Tuesday of this week I downloaded a concert of Disgorge in Melborne, and instantly wanted to PLAY death metal again (Remember, Ive been practicing Jazz/Fusion for 2 years). So my fist style was not cutting the aggressive picking/ palm muting required, so I started to do the Yngwie again.

It sucks because I DO NOT want to have 2 differnet picking styles. I want one that does all, but they sound different. If you wach Rusty Cooley, he has 2 or 3 differnt picking styles that he uses (most evident when he does 2 or 3 string arps, but when he BURNS he fists).

Im kinda making this face when playing out of frustration today.


----------



## Mastodon (Mar 26, 2006)

My hand seems to float alot but when I do anchor my fingers I usually hook them into the lower cut away for some reason. It's usually when Im playing clean stuff like jazz, it keeps me picking right above the neck or neck pickup.


----------



## Hexer (Apr 7, 2006)

hm, I'm mostly a hooker I'd say, but I dont anchor my pinky on the high E-string, I usually have it on the bottom of the bridge-humbucker. when doing palm-muted rythm stuff I don't hook and my hand is completely "free" when playing single chords or stuff like that (where you dont need the controll)


----------



## Roland777 (Apr 7, 2006)

I tend to hook my ring-finger on the high B whenever I can.
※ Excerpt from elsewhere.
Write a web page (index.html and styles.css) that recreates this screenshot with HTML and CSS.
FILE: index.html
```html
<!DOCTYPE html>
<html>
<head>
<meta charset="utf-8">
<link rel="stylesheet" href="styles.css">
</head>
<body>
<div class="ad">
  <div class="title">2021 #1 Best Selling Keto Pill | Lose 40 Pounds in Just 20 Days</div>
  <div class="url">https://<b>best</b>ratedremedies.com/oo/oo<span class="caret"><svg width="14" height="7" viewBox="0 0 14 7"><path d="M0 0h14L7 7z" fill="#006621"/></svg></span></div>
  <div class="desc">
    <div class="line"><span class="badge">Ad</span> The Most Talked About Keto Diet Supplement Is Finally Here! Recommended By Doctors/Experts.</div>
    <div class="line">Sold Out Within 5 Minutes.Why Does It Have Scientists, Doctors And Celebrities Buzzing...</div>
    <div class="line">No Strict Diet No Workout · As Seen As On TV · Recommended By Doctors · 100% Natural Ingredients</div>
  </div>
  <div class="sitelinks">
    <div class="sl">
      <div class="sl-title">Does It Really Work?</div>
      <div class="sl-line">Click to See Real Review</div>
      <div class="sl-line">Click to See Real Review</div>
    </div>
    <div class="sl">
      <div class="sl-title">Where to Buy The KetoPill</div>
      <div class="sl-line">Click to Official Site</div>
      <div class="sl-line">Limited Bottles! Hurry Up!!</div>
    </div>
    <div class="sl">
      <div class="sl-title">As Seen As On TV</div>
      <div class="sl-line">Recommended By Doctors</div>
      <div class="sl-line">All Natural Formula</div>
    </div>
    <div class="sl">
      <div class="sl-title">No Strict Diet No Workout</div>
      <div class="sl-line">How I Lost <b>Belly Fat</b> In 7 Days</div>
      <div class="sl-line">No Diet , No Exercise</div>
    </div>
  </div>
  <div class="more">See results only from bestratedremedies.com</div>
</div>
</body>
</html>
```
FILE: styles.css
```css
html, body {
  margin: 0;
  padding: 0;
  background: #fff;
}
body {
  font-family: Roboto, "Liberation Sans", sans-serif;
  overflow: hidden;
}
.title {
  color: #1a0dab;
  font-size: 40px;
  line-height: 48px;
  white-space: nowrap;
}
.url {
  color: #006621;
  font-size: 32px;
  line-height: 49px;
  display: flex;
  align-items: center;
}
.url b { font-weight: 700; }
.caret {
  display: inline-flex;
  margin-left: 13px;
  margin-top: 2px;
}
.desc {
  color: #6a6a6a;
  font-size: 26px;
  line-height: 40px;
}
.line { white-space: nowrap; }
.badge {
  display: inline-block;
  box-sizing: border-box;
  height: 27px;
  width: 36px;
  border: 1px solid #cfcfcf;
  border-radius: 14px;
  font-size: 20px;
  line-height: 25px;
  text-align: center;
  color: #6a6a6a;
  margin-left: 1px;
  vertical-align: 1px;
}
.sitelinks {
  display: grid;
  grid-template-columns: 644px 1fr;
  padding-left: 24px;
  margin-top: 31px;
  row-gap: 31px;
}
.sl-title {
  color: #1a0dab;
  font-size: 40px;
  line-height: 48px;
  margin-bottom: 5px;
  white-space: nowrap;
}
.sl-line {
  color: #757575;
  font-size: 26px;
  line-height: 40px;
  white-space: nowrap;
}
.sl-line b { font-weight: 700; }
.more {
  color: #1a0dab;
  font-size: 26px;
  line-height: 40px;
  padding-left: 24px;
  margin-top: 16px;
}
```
Gives me a good pivotal point on all the lower strings, except for the low B. Then I usually anchor around the G-string. For any shredding on the high B and E, I shape a fist.


----------



## abyssalservant (Apr 12, 2006)

eaeolian said:


> Noodles does it all. He's a slut.
> 
> I don't actually do either - if you watch, my fingers splay out, except for the middle one, since it's holding the pick - sort of like the "devil sign" with the ring finger extended. I use my pinky and the edge of my hand to mute.
> 
> ...



Amazing. I do the exact same thing. Except for the pick grip, which is more normal.


----------



## nitelightboy (Apr 12, 2006)

For leads or more technical precise rythm work, I like to keep my pinky mounted to the guitar, usually between the bridge and volume pot. For heavy riffing that isn't uber technical or difficult, I tend to fist, unless I have to do a ridiculous amount of muting, then I kind of do both....explanation....My thumb and index on the pick (DUH) my middle and ring fingers curled in tight and my pinky extended and loosely hanging onto the body.
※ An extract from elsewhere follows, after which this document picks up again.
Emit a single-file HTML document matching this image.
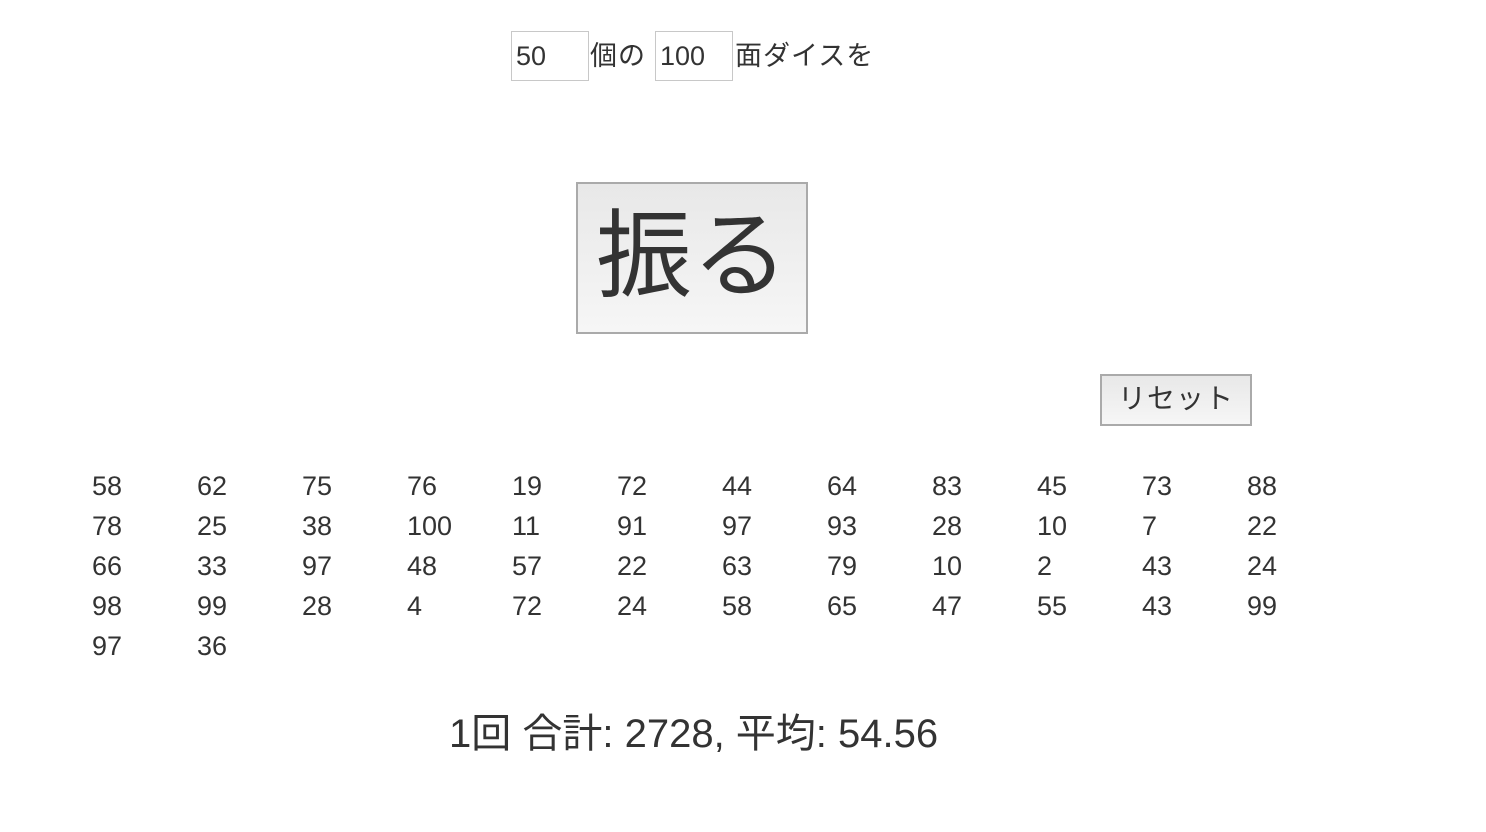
<!DOCTYPE html>
<html><head><meta charset="utf-8"><style>
body{margin:0;width:1486px;height:832px;background:#fff;color:#333;font-family:"Liberation Sans","Noto Sans CJK JP",sans-serif;position:relative;overflow:hidden}
.a{position:absolute;white-space:nowrap}
.in{position:absolute;box-sizing:border-box;border:1px solid #c8c8c8;font-size:27px;line-height:48px;padding-left:4px;height:50px;width:78px;top:31px}
.t{font-size:27px;top:36px;line-height:40px;letter-spacing:1px}
.btn{position:absolute;box-sizing:border-box;border:2px solid #aaa;background:linear-gradient(#e8e8e8,#f6f6f6);text-align:center}
.n{position:absolute;font-size:27px;line-height:40px}
</style></head><body>
<div class="in" style="left:511px">50</div>
<div class="a t" style="left:590px">個の</div>
<div class="in" style="left:655px">100</div>
<div class="a t" style="left:735px">面ダイスを</div>
<div class="btn" style="left:576px;top:182px;width:232px;height:152px;font-size:96px;line-height:146px">振る</div>
<div class="btn" style="left:1100px;top:374px;width:152px;height:52px;font-size:28px;line-height:46px;letter-spacing:1px">リセット</div>
<div id="nums"></div>
<div class="a" style="left:449px;top:711px;font-size:40px;line-height:46px">1回 合計: 2728, 平均: 54.56</div>
<script>
var v=[58,62,75,76,19,72,44,64,83,45,73,88,78,25,38,100,11,91,97,93,28,10,7,22,66,33,97,48,57,22,63,79,10,2,43,24,98,99,28,4,72,24,58,65,47,55,43,99,97,36];
var h='';for(var i=0;i<v.length;i++){h+='<div class="n" style="left:'+(92+105*(i%12))+'px;top:'+(466+40*Math.floor(i/12))+'px">'+v[i]+'</div>';}
document.getElementById('nums').innerHTML=h;
</script>
</body></html>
For acoustics though, it's all about fisting, good and hard.


----------



## Michael (Apr 13, 2006)

My pinky kind of floats with my ring finger, sometimes they will hook a little bit but not too much. It kinda looks like Francesco Fareri's picking hand a bit. Except my fingers aren't as straight as his.


----------



## Bregaladar (Jun 2, 2006)

Sometimes I anchor my pinky on the body, sometimes it floats with my middle and ring fingers. Fisting feels silly.


----------



## JPMDan (Jun 16, 2006)

I usually play with my hand open so I guess I'm a hooker but sometimes I play with my hands closed, other fingers never fucked up on other strings though.


----------



## Buzz762 (Jul 10, 2006)

I hook my pinky onto the bridge.


----------



## Luvuvibanez (Jul 28, 2006)

I hold the pick with my thumb, index, and middle and bend it slightly with my pinky and ring fingers extended away from the guitar think holding a tea cup or whatever), I have no idea why.


----------



## rummy (Sep 25, 2006)

I recently converted to a fister. It seems like I can relax my right shoulder better that way. It's still awkward, but I am getting used to it.


----------



## includao (Sep 29, 2006)

depends on the technique/situation. 

you can play fast tensing your fist a little bit


----------



## JoryGriffin (Oct 4, 2006)

Definitely a Hooker... People have criticised me since i started but i see its not just me


----------



## Trespass (Mar 9, 2008)

I used to fist, but I played my electrics unamplified for about a year, so I had no muting skills at all. So I naturally progressed into a Steve Morse/Yngwie type thing, but with fist. Then I eventually said fuck it, and now have a makeshift Jennifer Batten thing I throw on for lead, and I play the acoustic style which has no muting at all. (Al Di Meola, palm is behind bridge)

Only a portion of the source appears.